Non c’è prospettiva, visione.
Dunque?
Dunque io faccio l’archeologo, e vivo mediando il passato con il presente per costruire il futuro. Se mi si leva il passato con l’oblio e mi si toglie il futuro trattando di solo spread, allora io sono un uomo morto. E il Paese neppure sta bene.
L’Italia ce la farà a ripensare una politica culturale?
Solo se nascerà una classe dirigente capace di considerare che il nostro Paese eccelle quando sa mescolare cultura e produttività, quando è creativo.

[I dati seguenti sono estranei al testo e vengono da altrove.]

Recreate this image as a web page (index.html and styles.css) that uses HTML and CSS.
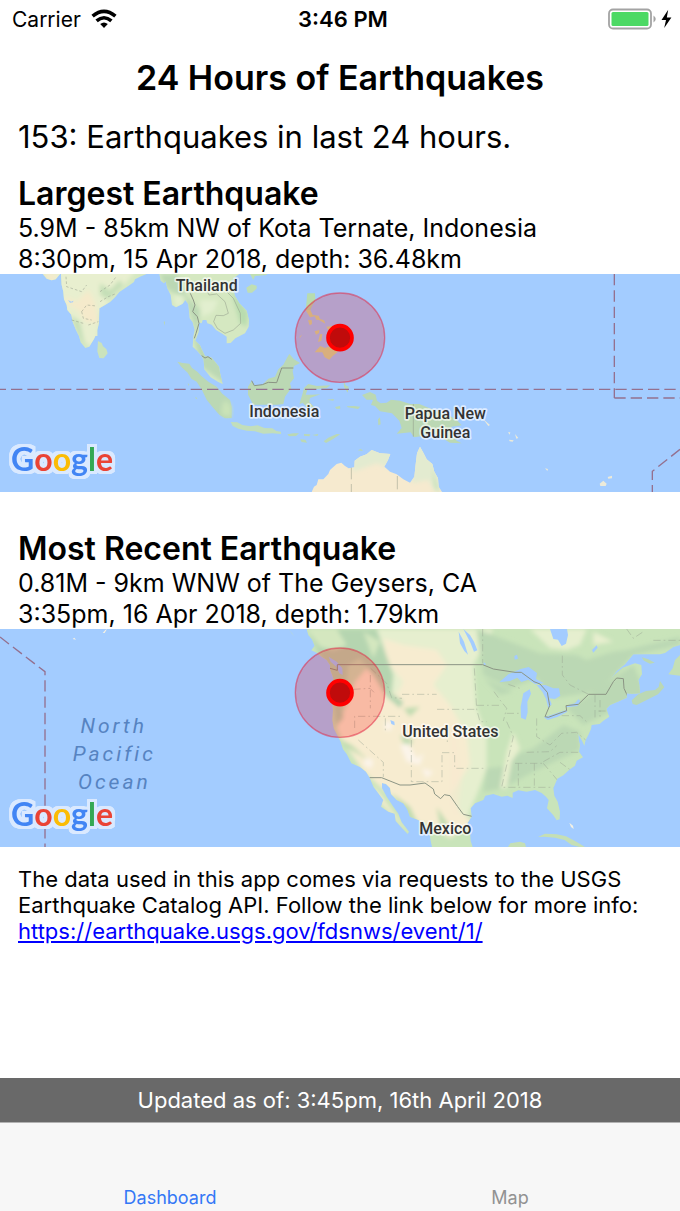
FILE: index.html
```html
<!DOCTYPE html>
<html lang="en">
<head>
<meta charset="utf-8">
<meta name="viewport" content="width=device-width, initial-scale=1">
<title>24 Hours of Earthquakes</title>
<link rel="stylesheet" href="styles.css">
</head>
<body>
<div class="app">
  <div class="status">
    <div class="status-left">
      <span>Carrier</span>
      <svg class="wifi" viewBox="0 0 26 20" aria-label="Wi-Fi">
        <path d="M1.6 7.2Q13-2.6 24.4 7.2M5.6 11.9Q13 5.6 20.4 11.9" fill="none" stroke="#000" stroke-width="3.6"/>
        <path d="M9.2 15.1Q13 12 16.8 15.1L13 19Z"/>
      </svg>
    </div>
    <span class="clock">3:46 PM</span>
    <div class="status-right">
      <svg class="battery" viewBox="0 0 66 22" aria-label="Battery charging">
        <rect x="1" y="1.5" width="42" height="19" rx="4" fill="#fff" stroke="#a3a3a3" stroke-width="1.8"/>
        <rect x="3.5" y="4" width="37" height="14" rx="1.5" fill="#4cd964"/>
        <path d="M45.5 7.5Q50 11 45.5 14.5Z" fill="#a3a3a3"/>
        <path d="M60.2 1.8 53.5 12H58L56.2 20 63.4 9.5H58.8Z"/>
      </svg>
    </div>
  </div>

  <main>
    <h1 class="title">24 Hours of Earthquakes</h1>
    <p class="summary">153: Earthquakes in last 24 hours.</p>

    <section class="quake">
      <h2 class="heading">Largest Earthquake</h2>
      <p class="detail">5.9M - 85km NW of Kota Ternate, Indonesia</p>
      <p class="detail">8:30pm, 15 Apr 2018, depth: 36.48km</p>
      <svg class="map" viewBox="0 12 2040 654" preserveAspectRatio="xMidYMid slice" role="img" aria-label="Map of the largest earthquake">
        <defs>
          <filter id="soft" x="-20%" y="-20%" width="140%" height="140%"><feGaussianBlur stdDeviation="6"/></filter>
          <filter id="outline" x="-10%" y="-20%" width="120%" height="140%" color-interpolation-filters="sRGB">
            <feMorphology in="SourceAlpha" operator="dilate" radius="8"/>
            <feGaussianBlur stdDeviation="2" result="edge"/>
            <feFlood flood-color="#dae9ff"/>
            <feComposite in2="edge" operator="in" result="glow"/>
            <feMerge><feMergeNode in="glow"/><feMergeNode in="glow"/><feMergeNode in="SourceGraphic"/></feMerge>
          </filter>
          <clipPath id="asia">
            <path d="M128 12 140 26 155 31 167 28 180 12ZM183 12 185 45 190 65 192 88 200 105 202 120 214 134 218 155 228 180 237 198 242 217 256 234 268 230 274 220 282 207 286 198 292 198 292 180 297 160 298 115 315 105 330 96 345 82 358 66 385 48 402 36 405 28 420 20 440 12ZM478 12 482 32 492 40 497 34 502 55 512 75 516 105 528 112 548 101 556 90 565 103 569 145 578 157 584 180 580 200 578 230 592 243 605 258 611 270 613 298 632 322 655 336 668 342 660 308 657 290 635 263 615 258 606 240 600 226 586 212 596 186 597 158 605 160 608 150 619 150 622 160 635 164 648 180 668 192 680 200 680 220 692 219 706 205 735 190 746 170 747 150 740 122 718 100 705 78 700 60 690 40 705 22 718 12Z"/>
          </clipPath>
          <clipPath id="oz"><path d="M935 666 942 650 950 645 955 628 970 628 985 612 990 600 1010 582 1024 578 1035 588 1046 595 1063 592 1064 572 1080 560 1100 553 1115 540 1140 550 1171 552 1164 570 1153 590 1170 605 1190 613 1210 628 1230 638 1243 620 1247 583 1251 550 1260 530 1270 548 1280 568 1297 582 1303 605 1314 625 1316 650 1326 666Z"/></clipPath>
        </defs>
        <rect y="12" width="2040" height="654" fill="#a3ccff"/>
        <g clip-path="url(#asia)">
          <rect y="12" width="760" height="340" fill="#d5e8c1"/>
          <g filter="url(#soft)">
            <path d="M120 0H410L300 130 290 240 230 200 180 90Z" fill="#e8efcf"/>
            <path d="M195 78 230 95 265 60 285 95 295 160 255 155 235 120 205 105ZM128 12H170V30H140Z" fill="#f5eacb"/>
            <path d="M300 40 330 60 360 30 370 45 325 90 300 75ZM210 135 240 155 255 225 235 200Z" fill="#c5dfb7"/>
            <path d="M478 12H530L560 80 600 120 590 200 578 150 555 80 525 70 500 55ZM580 200 680 270 680 345 605 290Z" fill="#bbd8b4"/>
            <path d="M520 75H550V110H525ZM600 90 655 90 640 125 605 140Z" fill="#e2efcf"/>
            <path d="M690 50 720 90 745 130 740 170 720 160Z" fill="#b8dcae"/>
          </g>
          <path d="M204 90 210 98 219 97 220 92 214 95Z" fill="#a3ccff"/>
        </g>
        <path class="forest" d="M532 275 548 279 568 281 576 294 592 305 604 318 625 335 650 350 667 371 690 390 695 410 695 444 675 445 658 434 640 414 620 389 606 360 590 335 574 326 563 308 545 292Z"/>
        <path d="M672 394 680 392 694 410 694 440 665 435 665 410Z" fill="#cae3b8" filter="url(#soft)"/>
        <g class="forest">
          <path fill="#cbe3bc" d="M294 213 305 219 309 229 319 237 323 250 311 265 298 264 292 244Z"/>
          <path fill="#c0dfb3" d="M739 53 755 43 770 47 770 56 756 68 743 68ZM750 12 760 30 765 18 800 15 800 12Z"/>
          <path fill="#c2debb" d="M692 456 712 457 727 465 752 469 773 466 793 474 817 475 829 483 843 485 843 492 817 490 790 491 765 484 740 482 715 476 698 468Z"/>
          <path d="M755 332 763 347 787 344 805 326 825 320 835 298 850 284 862 262 868 252 882 268 900 279 882 288 878 304 882 325 870 340 874 354 855 380 850 402 832 404 760 404 744 374 744 350ZM912 354 925 342 950 348 991 346 980 354 922 360 917 374 936 374 961 373 930 384 928 396 943 412 920 411 908 398 898 403 908 370ZM1031 333 1037 346 1046 350 1043 368 1032 350Z"/>
          <path d="M862 493 880 490 897 490 888 498 867 499ZM900 508 916 509 921 518 905 516ZM912 492 931 493 928 499 912 497ZM937 495 955 492 952 498ZM971 514 985 503 1010 492 1021 493 998 508 978 519ZM1005 411 1020 408 1021 416 1009 416ZM1040 409 1062 408 1081 410 1074 417 1043 412ZM981 389 1002 387 1000 392ZM1134 448 1140 442 1142 463 1135 466ZM1073 541 1083 537 1089 543ZM491 156 495 154 494 167ZM563 340 568 343 566 348ZM586 380 592 385 588 388Z"/>
          <path d="M1086 375 1110 366 1127 374 1131 392 1142 400 1160 398 1173 389 1200 392 1231 402 1258 402 1278 410 1315 425 1350 438 1370 450 1385 466 1355 470 1350 490 1370 512 1385 520 1350 518 1328 505 1298 490 1268 498 1242 502 1232 487 1190 491 1205 474 1198 452 1176 430 1140 424 1125 408 1113 405 1119 389 1100 389Z"/>
          <path fill="#b8dcae" d="M922 70 945 70 946 90 936 108 931 120 917 121Z"/>
          <path fill="#cfdf9f" d="M917 121 931 120 938 135 956 137 960 147 972 151 976 161 957 150 949 149 944 139 930 142ZM924 151 935 150 936 162 929 166ZM944 184 958 180 957 189 948 194ZM960 193 967 192 964 212 954 216ZM944 247 961 228 975 234 990 229 1000 239 1014 245 998 258 988 269 974 262 967 247ZM979 170 997 168 1000 190 990 188ZM898 201 907 193 900 203Z"/>
        </g>
        <g fill="#ecead9"><path d="M1450 448 1470 465 1465 468ZM1524 487 1531 487 1529 494ZM1527 509 1541 511 1538 515 1529 514ZM1545 492 1555 504 1549 506ZM1635 595 1644 597 1642 603ZM1799 641 1810 632 1820 641 1817 648H1801ZM1823 621 1836 617 1836 625 1825 626Z"/></g>
        <g clip-path="url(#oz)">
          <rect x="930" y="520" width="410" height="150" fill="#f6eacf"/>
          <path d="M1050 530H1180V600L1130 580 1060 605ZM1240 520H1320V666H1305L1285 630 1235 640Z" fill="#e3ebd0" filter="url(#soft)"/>
          <path d="M1295 590 1318 670 1305 650Z" fill="#b8dcae" filter="url(#soft)"/>
        </g>
        <g class="border">
          <path d="M755 332 763 347 787 344 805 337 830 338 845 294H880M571 70 580 90 585 105 578 125 592 140 597 160 588 190 583 205M605 257 615 264 624 260 635 268"/>
          <path class="thin" d="M620 60 627 75 650 72 675 95 685 130 670 137 648 136 641 155 652 175 675 190 700 180 722 160 721 130 700 85 680 65M1240 402V500M1054 593V628M1054 642V666M1192 618V658"/>
          <path class="thin" stroke-dasharray="8 6" d="M198 20 200 50 245 65 260 45M245 125 260 105 290 108M245 125 250 145 275 150M265 165 295 155M300 95 325 80 350 70M300 65 330 45 350 18M215 150 250 160"/>
        </g>
        <g class="boundary">
          <path d="M-16 358H2040M1843 12V384M1843 384H2040"/>
          <path d="M2040 538 1957 604V666"/>
        </g>
        <g class="place">
          <text x="620" y="62">Thailand</text>
          <text x="853" y="440">Indonesia</text>
          <text x="1336" y="448">Papua New</text>
          <text x="1336" y="503">Guinea</text>
        </g>
        <g class="marker"><circle class="halo" cx="1020" cy="203" r="134"/><circle class="ring" cx="1020" cy="203" r="36"/></g>
        <text class="logo" filter="url(#outline)" x="33" y="602"><tspan fill="#4285f4">G</tspan><tspan fill="#ea4335">o</tspan><tspan fill="#fbbc05">o</tspan><tspan fill="#4285f4">g</tspan><tspan fill="#34a853">l</tspan><tspan fill="#ea4335">e</tspan></text>
      </svg>
    </section>

    <section class="quake">
      <h2 class="heading">Most Recent Earthquake</h2>
      <p class="detail">0.81M - 9km WNW of The Geysers, CA</p>
      <p class="detail">3:35pm, 16 Apr 2018, depth: 1.79km</p>
      <svg class="map" viewBox="0 12 2040 654" preserveAspectRatio="xMidYMid slice" role="img" aria-label="Map of the most recent earthquake">
        <defs>
          <clipPath id="america">
            <path d="M920 12 925 30 936 43 944 62 934 76 950 83 965 95 980 105 990 120 990 132 1000 160 995 185 993 210 997 235 999 255 997 285 1001 310 1014 335 1022 350 1029 373 1040 387 1054 415 1080 426 1098 440 1109 458 1120 485 1135 505 1150 525 1143 545 1165 560 1184 566 1187 588 1201 604 1223 627 1227 620 1205 592 1195 566 1180 545 1160 515 1146 490 1146 474 1158 477 1170 489 1173 507 1190 525 1210 535 1222 553 1230 575 1255 585 1275 603 1288 621 1292 648 1296 666H1418L1412 648 1410 622 1402 595 1415 575 1412 550 1425 535 1450 525 1456 512 1480 507 1505 515 1522 512 1538 519 1538 503 1555 496 1580 500 1605 495 1625 504 1638 515 1646 525 1641 550 1660 571 1670 586 1679 583 1680 560 1673 530 1663 512 1660 490 1672 461 1690 451 1708 434 1725 422 1730 407 1749 397 1737 380 1740 360 1736 345 1735 327 1745 345 1753 362 1757 345 1765 330 1773 312 1775 300 1799 297 1810 287 1828 275 1823 263 1819 251 1830 240 1858 228 1880 218 1880 205 1895 206 1920 205 1918 180 1915 165 1926 148 1924 120 1905 115 1868 128 1845 148 1830 165 1850 138 1875 118 1900 88 1980 88 1995 84 2020 66 2040 60V12Z"/>
          </clipPath>
        </defs>
        <rect y="12" width="2040" height="654" fill="#a3ccff"/>
        <g clip-path="url(#america)">
          <rect x="850" y="12" width="1190" height="654" fill="#c9e4ba"/>
          <g filter="url(#soft)">
            <path fill="#e6efcf" d="M1130 12H1480L1420 120 1430 250 1460 330 1460 430 1430 510 1400 580 1350 620 1150 200ZM1590 12H1760L1740 60 1700 75 1650 70Z"/>
            <path fill="#f7ecd0" d="M1150 40 1210 60 1310 75 1340 120 1300 180 1350 240 1400 330 1410 420 1350 510 1380 560 1420 590 1350 640 1290 600 1240 590 1180 520 1090 440 1030 350 1010 310 1040 240 1065 170 1100 130 1140 170 1190 210 1210 170 1160 110ZM1120 480 1230 630 1130 520Z"/>
            <path fill="#b5d5b0" d="M920 12H1130L1155 80 1180 150 1175 205 1210 230 1200 250 1160 215 1120 150 1080 100 1045 120 1040 170 1020 210 1030 280 1010 300 990 180 960 90Z"/>
            <path fill="#d4e7bf" d="M920 12H1010L1040 60 1000 75 960 65ZM1090 20 1140 50 1120 100Z"/>
            <path fill="#bbd8b4" d="M1430 12 1530 50 1620 85 1730 90 1760 105 1840 80 1880 75 2040 35V60L1900 90 1830 165 1790 200 1660 220 1610 160 1530 190 1450 150ZM1700 250 1770 210 1900 120 1940 210 1830 260 1750 300ZM1600 370 1690 300 1740 320 1740 375 1600 440 1510 490 1450 500 1460 430 1510 425 1560 385ZM1450 160 1540 200 1500 210Z"/>
            <path fill="#c0dcb0" d="M1015 340 1055 360 1110 410 1080 390 1035 365ZM1175 505 1230 545 1260 610 1230 585ZM1210 250 1260 245 1230 275ZM1310 545 1350 605 1320 600ZM1200 330 1240 345 1220 380Z"/>
            <path fill="#fbf4e9" d="M1095 400 1120 405 1115 430 1090 420ZM1200 360 1225 355 1250 400 1270 385 1260 420 1220 410ZM1155 290H1175V315H1155ZM1265 430 1300 440 1280 460Z"/>
            <path fill="#e8efcf" d="M1540 320 1560 370 1535 410 1520 490 1500 490 1520 380ZM1780 20 1840 50 1780 60Z"/>
            <path fill="#f9e8cf" d="M1350 265 1370 320 1385 460 1370 580 1350 540Z" opacity=".5"/>
          </g>
          <g fill="#a3ccff">
            <path d="M1650 12 1660 42 1674 44 1685 63 1698 56 1704 30 1701 12ZM1376 20 1392 50 1404 89 1393 78 1380 55ZM1390 12 1410 30 1422 50 1432 76 1422 80 1412 55ZM1498 172 1525 148 1562 132 1586 126 1611 144 1608 162 1632 175 1606 178 1585 164 1564 171 1552 158 1530 168ZM1570 205 1589 193 1593 206 1582 230 1583 262 1577 284 1563 278 1562 245ZM1610 180 1636 180 1660 190 1677 190 1681 212 1665 222 1648 220 1655 238 1645 250 1638 222 1627 200ZM1632 277 1665 266 1698 255 1702 260 1672 276 1643 285ZM1698 242 1725 235 1735 223 1741 227 1732 243 1700 247ZM1776 75 1790 61 1793 68 1780 83ZM1543 93 1551 89 1554 101 1544 104ZM1451 112 1459 118 1451 121ZM986 95 1010 110 1027 130 1028 150 1018 145 1009 125 992 110ZM1171 285 1183 290 1184 301 1174 297ZM1925 166 1935 188 1962 187 1962 180 1950 193 1930 192Z"/>
          </g>
          <g class="border">
            <path d="M1012 119H1448L1480 132 1545 142 1564 142 1602 170 1620 177 1642 202 1649 242 1635 275 1645 277 1700 257 1698 242 1735 238 1766 208H1818L1840 170 1850 159 1870 161 1872 190 1883 214M1012 119V136L990 130M1108 458H1145L1200 480H1230L1275 474 1300 492 1304 507 1322 521 1333 509 1350 512 1373 545 1390 568 1416 574"/>
            <path class="state" d="M1064 309V274H1202M1156 280V316M1075 345 1150 412V456M1234 345V480M1111 150V250M1060 193 1110 190 1125 205M1112 130 1160 175 1175 218 1206 220M1206 208H1310M1311 253H1430M1326 383H1364V430H1455M1326 390V470H1230M1342 315V360M1423 130 1430 253 1440 290H1460M1430 241H1505M1482 200 1500 225 1520 250 1510 288M1520 265H1565M1448 12V115M1520 290 1540 335 1525 400 1512 455 1505 487H1660M1610 280V335L1650 360 1685 325 1730 322 1757 345M1580 382 1650 380 1670 362M1545 415H1630M1555 415V490M1603 415V485M1630 415 1672 465M1630 410 1680 382H1750M1680 412 1710 434M1687 92V150L1710 180 1766 208M1785 210V285M1800 225V275M1685 272H1740L1765 295M1795 258H1822M1880 12 1900 40 1930 20M1960 46H2040M1525 178 1560 190"/>
          </g>
        </g>
        <g class="forest">
          <path d="M866 12 884 35 876 26Z" fill="#c9dfb2"/>
          <path d="M1895 226 1915 208 1938 198 1965 195 1976 186 1980 168 1993 187 1974 208 1940 225 1910 240 1898 237ZM1925 97 1945 103 1964 113 1950 116 1932 107Z"/>
          <path d="M2005 148 2018 130 2025 105 2040 90V152ZM1614 636 1635 626 1670 628 1698 634 1725 648 1755 666H1738L1715 660 1694 645 1665 638 1633 635ZM1524 666 1531 655 1560 650 1575 655 1578 666Z" fill="#c5dfb5"/>
        </g>
        <path d="M308 24 316 15 321 12 314 24ZM218 42 223 38 228 44ZM1708 593 1719 602 1721 612 1713 606Z" fill="#f4f1e4"/>
        <path class="boundary" d="M0 36 135 140V666"/>
        <g class="ocean"><text x="341" y="323">North</text><text x="343" y="407">Pacific</text><text x="343" y="491">Ocean</text></g>
        <g class="place"><text x="1351" y="337">United States</text><text x="1336" y="628">Mexico</text></g>
        <g class="marker"><circle class="halo" cx="1020" cy="203" r="134"/><circle class="ring" cx="1020" cy="203" r="36"/></g>
        <text class="logo" filter="url(#outline)" x="33" y="602"><tspan fill="#4285f4">G</tspan><tspan fill="#ea4335">o</tspan><tspan fill="#fbbc05">o</tspan><tspan fill="#4285f4">g</tspan><tspan fill="#34a853">l</tspan><tspan fill="#ea4335">e</tspan></text>
      </svg>
    </section>

    <p class="note">The data used in this app comes via requests to the USGS Earthquake Catalog API. Follow the link below for more info: <a href="https://earthquake.usgs.gov/fdsnws/event/1/">https://earthquake.usgs.gov/fdsnws/event/1/</a></p>
  </main>

  <div class="updated">Updated as of: 3:45pm, 16th April 2018</div>
  <nav class="tabs">
    <button class="tab active" type="button">Dashboard</button>
    <button class="tab" type="button">Map</button>
  </nav>
</div>
</body>
</html>
```
FILE: styles.css
```css
* { box-sizing: border-box; }
body {
  margin: 0;
  background: #fff;
  color: #000;
  font-family: Inter, "Liberation Sans", sans-serif;
}
h1, h2, p { margin: 0; }
.app { min-height: 100vh; display: flex; flex-direction: column; }
main { flex: 1; }

.status {
  display: grid;
  grid-template-columns: 1fr auto 1fr;
  align-items: center;
  height: 38px;
  padding: 0 6px 0 12px;
  font-size: 21px;
}
.status-left { display: flex; align-items: center; gap: 10px; }
.status-right { display: flex; justify-content: flex-end; }
.clock { font-size: 22px; font-weight: 600; }
.wifi { width: 26px; height: 20px; }
.battery { width: 66px; height: 22px; }

.title { padding-top: 19px; font-size: 34px; line-height: 42px; font-weight: 600; text-align: center; }
.summary { padding: 18px 18px; font-size: 31px; line-height: 40px; }
.quake + .quake { margin-top: 38px; }
.heading { padding: 0 18px; font-size: 32px; line-height: 38px; font-weight: 600; }
.detail { padding: 0 18px; font-size: 25px; line-height: 31px; }
.detail:last-of-type { line-height: 30px; }
.note { padding: 19px 18px; font-size: 22px; line-height: 26px; }
.note a { display: block; color: #00f; }

.map { display: block; width: 100%; height: 218px; }
.forest { fill: #bbd8b4; }
.border { fill: none; stroke: #8b9484; stroke-width: 3; }
.thin { stroke-width: 2; stroke-opacity: .7; }
.state { stroke: #9aa593; stroke-width: 2; stroke-opacity: .7; stroke-dasharray: 22 9 5 9; }
.boundary { fill: none; stroke: #94708f; stroke-width: 4; stroke-dasharray: 34 15; }
.place text, .ocean text { text-anchor: middle; font-family: Roboto, sans-serif; font-size: 48px; }
.place text {
  fill: #333;
  font-weight: 500;
  stroke: #fff;
  stroke-opacity: .65;
  stroke-width: 10px;
  stroke-linejoin: round;
  paint-order: stroke;
}
.ocean text { fill: #5683c1; font-size: 63px; font-style: italic; letter-spacing: 9px; }
.halo { fill: rgba(255, 0, 0, .21); stroke: rgba(225, 40, 70, .55); stroke-width: 4; }
.ring { fill: #c00b0b; stroke: #f00; stroke-width: 11; }
.logo {
  font-family: Lato, sans-serif;
  font-size: 96px;
  font-weight: 700;
}

.updated {
  padding: 0 18px;
  background: #696969;
  color: #fff;
  font-size: 22px;
  line-height: 44px;
  text-align: center;
}
.tabs {
  display: flex;
  height: 89px;
  border-top: 1px solid #b2b2b2;
  background: #f7f7f7;
}
.tab {
  flex: 1;
  display: flex;
  align-items: flex-end;
  justify-content: center;
  padding: 0;
  border: 0;
  background: none;
  color: #929292;
  font-family: inherit;
  font-size: 18px;
  line-height: 26px;
}
.tab.active { color: #3478f6; }
```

Per il momento invece non riusciamo nemmeno a conservare il patrimonio che il mondo ci invidia. Il Mibac può contare su un budget di circa 86 milioni di euro per l’anno prossimo. È la metà della cifra che servirebbe per fare la Grande Brera, invece deve bastare per mantenere siti archeologici, beni artistici (circa 4.200 musei, ndr) e monumentali, archivi, biblioteche... Sembra inoltre che si perdano 30 soprintendenti e – orrore! – che si voglia estendere il condono del 2003 anche ad aree e immobili vincolati. Viviamo in una casa in rovina e non ce ne curiamo, come se quella rovina non fosse anche la stessa rovina nostra.
Quando ce ne accorgeremo?
Non lo so. Forse quando ci pioverà in testa. Come avviene da sempre nella Domus aurea.
Lei ha firmato il manifesto "Verso la Terza repubblica" promosso da Luca di Montezemolo e rivolto a cattolici e moderati. Cosa l’ha persuasa ad aderire?
Non ho aderito al movimento, solo all’iniziativa del 17 novembre (una convention a Roma promossa da Italia Futura e da una serie di personalità del mondo politico e culturale, ndr). Ricordavo la bella manifestazione culturale di Montezemolo al Teatro Argentina. Seguo i movimenti dell’Italia più ragionevole, con particolare riguardo al centro e alla sinistra.